> THE TASK
Using the data below, output the first line and every line after it up to and including the line containing "([src, port]: string[]): TorchEntry", exactly as written and with nothing added.

> SUPPLIED MATERIAL
------------

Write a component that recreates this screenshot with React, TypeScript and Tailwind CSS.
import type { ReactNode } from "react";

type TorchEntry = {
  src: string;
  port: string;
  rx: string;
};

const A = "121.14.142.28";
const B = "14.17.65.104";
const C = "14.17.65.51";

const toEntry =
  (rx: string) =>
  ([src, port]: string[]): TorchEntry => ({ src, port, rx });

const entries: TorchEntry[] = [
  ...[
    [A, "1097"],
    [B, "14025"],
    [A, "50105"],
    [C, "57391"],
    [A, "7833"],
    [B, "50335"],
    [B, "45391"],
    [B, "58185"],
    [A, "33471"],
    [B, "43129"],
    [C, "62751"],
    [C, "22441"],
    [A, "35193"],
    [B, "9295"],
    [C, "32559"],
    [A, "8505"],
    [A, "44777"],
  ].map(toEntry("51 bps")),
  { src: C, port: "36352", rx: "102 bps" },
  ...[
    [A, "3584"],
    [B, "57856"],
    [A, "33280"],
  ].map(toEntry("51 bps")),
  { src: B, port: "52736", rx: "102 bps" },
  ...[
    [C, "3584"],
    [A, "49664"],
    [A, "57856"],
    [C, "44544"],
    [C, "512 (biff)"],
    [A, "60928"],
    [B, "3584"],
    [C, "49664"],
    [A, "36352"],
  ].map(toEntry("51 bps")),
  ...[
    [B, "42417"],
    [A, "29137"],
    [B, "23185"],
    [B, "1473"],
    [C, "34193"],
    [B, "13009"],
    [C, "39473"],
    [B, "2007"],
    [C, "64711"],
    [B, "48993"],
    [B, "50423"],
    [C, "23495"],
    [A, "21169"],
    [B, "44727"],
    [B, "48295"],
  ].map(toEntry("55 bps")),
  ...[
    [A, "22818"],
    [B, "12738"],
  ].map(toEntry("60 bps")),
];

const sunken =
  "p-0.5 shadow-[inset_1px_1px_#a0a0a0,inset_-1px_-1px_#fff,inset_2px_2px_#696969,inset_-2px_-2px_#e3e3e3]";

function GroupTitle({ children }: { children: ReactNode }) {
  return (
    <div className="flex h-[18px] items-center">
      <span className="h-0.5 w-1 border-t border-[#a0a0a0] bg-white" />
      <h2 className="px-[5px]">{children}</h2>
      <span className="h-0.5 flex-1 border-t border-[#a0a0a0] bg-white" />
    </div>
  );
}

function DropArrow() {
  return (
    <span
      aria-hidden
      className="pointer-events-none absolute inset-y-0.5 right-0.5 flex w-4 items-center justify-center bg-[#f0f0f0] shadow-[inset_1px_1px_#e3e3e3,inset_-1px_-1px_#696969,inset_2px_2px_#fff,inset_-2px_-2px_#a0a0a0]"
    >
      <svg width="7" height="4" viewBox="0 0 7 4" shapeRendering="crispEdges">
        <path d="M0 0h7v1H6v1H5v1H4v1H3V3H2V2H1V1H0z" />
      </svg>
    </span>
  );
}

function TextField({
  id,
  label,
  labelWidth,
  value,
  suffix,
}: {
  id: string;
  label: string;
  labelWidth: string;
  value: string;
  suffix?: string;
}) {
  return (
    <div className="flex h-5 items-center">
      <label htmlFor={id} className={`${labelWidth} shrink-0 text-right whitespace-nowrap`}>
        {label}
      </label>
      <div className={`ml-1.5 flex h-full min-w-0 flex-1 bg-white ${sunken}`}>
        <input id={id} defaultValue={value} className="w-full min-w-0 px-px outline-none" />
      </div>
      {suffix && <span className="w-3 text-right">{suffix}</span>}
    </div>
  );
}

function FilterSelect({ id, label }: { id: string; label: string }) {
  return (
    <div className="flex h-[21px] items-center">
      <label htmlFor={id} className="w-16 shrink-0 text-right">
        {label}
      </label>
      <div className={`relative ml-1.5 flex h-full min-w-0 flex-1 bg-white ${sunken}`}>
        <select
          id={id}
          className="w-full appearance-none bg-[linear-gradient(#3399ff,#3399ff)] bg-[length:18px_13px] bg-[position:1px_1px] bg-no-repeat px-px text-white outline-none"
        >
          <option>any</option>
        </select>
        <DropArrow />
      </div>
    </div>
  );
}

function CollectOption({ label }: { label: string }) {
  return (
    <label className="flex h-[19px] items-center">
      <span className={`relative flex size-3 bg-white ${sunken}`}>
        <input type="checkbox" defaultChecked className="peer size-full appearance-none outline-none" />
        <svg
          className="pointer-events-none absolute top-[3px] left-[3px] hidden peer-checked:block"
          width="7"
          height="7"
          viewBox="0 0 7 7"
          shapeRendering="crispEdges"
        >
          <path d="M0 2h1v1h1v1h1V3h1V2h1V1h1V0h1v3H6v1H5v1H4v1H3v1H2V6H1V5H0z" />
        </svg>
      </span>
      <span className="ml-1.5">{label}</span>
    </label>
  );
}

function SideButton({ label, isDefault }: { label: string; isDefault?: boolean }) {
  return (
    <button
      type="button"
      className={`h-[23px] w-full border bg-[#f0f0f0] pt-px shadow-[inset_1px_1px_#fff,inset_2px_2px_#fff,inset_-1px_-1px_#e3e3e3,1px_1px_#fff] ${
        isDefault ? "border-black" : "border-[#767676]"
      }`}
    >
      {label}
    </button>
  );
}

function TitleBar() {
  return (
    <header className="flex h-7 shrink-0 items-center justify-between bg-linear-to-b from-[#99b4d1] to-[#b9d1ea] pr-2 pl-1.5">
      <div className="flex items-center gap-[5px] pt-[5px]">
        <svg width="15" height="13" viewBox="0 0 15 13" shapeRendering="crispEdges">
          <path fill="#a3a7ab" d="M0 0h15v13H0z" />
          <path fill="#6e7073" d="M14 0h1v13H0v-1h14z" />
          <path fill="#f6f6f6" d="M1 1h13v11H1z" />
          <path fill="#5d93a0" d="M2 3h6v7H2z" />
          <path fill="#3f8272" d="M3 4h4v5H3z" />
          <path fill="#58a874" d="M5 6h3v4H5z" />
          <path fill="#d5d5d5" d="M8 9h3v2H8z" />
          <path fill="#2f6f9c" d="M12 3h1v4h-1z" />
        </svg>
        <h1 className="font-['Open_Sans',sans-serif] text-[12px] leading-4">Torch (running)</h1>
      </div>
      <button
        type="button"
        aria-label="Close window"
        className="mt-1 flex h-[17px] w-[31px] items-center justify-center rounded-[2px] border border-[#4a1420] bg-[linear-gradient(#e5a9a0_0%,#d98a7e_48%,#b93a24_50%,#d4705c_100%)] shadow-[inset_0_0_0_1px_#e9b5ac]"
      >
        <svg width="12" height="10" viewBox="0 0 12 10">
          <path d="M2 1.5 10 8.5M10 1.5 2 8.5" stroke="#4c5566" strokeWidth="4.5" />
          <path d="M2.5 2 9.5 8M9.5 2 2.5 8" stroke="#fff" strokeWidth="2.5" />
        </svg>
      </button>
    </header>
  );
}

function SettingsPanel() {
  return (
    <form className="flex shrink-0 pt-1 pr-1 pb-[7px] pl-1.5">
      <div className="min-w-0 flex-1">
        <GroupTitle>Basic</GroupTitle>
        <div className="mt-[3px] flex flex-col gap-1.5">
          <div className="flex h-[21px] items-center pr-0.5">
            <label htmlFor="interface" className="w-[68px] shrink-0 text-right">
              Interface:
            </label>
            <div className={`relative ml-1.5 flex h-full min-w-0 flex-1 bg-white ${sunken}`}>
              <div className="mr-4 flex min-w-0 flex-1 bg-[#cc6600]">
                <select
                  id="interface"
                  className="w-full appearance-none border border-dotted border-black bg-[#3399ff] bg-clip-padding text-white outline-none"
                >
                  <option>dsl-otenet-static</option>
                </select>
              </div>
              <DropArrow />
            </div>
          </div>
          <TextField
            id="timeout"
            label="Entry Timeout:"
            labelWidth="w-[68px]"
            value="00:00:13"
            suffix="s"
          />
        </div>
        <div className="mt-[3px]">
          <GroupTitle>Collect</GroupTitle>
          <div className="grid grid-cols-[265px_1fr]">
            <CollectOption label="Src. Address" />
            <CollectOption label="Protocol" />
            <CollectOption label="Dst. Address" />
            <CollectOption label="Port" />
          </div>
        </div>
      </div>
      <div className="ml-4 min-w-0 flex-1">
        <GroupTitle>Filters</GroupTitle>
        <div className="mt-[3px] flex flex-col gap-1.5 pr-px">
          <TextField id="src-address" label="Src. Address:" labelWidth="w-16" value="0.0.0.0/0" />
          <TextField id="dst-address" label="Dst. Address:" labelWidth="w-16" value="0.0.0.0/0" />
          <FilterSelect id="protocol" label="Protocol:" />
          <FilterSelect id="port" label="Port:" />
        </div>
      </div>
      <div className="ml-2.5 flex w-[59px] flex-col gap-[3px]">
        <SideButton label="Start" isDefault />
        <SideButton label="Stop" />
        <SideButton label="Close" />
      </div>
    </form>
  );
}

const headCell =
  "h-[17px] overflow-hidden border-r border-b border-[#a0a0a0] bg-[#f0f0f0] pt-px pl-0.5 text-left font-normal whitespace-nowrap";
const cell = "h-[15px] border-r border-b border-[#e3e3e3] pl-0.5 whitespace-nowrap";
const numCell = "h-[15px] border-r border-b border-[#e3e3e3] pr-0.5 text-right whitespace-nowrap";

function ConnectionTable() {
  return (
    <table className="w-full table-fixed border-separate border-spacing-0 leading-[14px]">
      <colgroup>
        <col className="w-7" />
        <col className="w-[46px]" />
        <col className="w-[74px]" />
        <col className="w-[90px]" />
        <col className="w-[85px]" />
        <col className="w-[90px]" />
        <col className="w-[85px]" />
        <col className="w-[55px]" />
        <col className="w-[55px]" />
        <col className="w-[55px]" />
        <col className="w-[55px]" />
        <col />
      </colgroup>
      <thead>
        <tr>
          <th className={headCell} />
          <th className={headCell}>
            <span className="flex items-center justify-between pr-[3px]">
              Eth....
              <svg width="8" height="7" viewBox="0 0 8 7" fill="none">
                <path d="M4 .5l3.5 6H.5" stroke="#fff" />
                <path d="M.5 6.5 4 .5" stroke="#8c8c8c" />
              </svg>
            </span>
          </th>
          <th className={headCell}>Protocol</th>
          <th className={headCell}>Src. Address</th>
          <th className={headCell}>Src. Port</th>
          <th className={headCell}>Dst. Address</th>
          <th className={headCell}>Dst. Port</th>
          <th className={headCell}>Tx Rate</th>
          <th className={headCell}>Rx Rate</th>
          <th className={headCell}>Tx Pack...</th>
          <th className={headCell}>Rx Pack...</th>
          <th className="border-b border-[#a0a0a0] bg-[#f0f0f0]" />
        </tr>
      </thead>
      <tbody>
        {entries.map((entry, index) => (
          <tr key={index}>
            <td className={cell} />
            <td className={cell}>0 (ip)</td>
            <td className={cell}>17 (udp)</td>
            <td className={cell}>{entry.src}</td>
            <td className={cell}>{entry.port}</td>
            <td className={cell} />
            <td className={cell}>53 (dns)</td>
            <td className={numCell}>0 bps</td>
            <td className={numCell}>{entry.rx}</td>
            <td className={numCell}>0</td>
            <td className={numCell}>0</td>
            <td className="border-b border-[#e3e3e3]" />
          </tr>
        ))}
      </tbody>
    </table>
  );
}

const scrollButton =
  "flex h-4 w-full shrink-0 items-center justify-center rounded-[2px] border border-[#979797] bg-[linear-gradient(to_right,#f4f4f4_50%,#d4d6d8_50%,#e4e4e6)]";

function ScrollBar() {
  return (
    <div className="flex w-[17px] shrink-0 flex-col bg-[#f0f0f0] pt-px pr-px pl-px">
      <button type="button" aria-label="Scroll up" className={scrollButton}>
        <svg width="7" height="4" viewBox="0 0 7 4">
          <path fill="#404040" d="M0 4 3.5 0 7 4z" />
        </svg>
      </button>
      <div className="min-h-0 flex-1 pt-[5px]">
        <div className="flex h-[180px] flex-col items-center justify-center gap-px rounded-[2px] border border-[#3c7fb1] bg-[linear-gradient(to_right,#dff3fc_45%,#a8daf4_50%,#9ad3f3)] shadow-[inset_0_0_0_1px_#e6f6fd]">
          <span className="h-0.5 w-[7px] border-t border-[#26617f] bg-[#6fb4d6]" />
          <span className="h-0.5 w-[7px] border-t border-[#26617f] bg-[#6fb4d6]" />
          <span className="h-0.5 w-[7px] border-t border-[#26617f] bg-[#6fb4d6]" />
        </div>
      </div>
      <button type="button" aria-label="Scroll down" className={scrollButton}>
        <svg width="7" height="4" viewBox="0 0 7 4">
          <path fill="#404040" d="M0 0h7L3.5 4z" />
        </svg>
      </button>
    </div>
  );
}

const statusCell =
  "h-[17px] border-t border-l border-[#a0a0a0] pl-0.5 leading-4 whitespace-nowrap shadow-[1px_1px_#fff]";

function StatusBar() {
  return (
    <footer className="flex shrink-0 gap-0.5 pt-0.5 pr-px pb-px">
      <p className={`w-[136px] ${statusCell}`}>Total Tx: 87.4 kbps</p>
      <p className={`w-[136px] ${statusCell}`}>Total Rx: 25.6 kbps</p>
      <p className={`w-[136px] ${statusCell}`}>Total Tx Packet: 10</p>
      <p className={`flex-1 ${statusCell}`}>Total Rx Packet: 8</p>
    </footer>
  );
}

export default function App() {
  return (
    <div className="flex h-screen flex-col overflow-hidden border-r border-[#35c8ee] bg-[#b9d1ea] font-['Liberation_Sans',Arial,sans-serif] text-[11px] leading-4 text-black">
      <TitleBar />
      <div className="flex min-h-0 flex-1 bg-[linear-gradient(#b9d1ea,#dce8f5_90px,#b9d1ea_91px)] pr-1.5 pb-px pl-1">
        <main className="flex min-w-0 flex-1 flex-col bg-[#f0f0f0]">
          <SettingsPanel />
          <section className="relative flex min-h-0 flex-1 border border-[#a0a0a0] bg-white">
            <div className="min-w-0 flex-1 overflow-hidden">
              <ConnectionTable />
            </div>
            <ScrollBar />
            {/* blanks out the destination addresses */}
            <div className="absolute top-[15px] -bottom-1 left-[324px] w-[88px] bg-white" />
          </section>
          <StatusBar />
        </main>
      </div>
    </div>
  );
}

------------

> TASK ANSWER
Write a component that recreates this screenshot with React, TypeScript and Tailwind CSS.
import type { ReactNode } from "react";

type TorchEntry = {
  src: string;
  port: string;
  rx: string;
};

const A = "121.14.142.28";
const B = "14.17.65.104";
const C = "14.17.65.51";

const toEntry =
  (rx: string) =>
  ([src, port]: string[]): TorchEntry => ({ src, port, rx });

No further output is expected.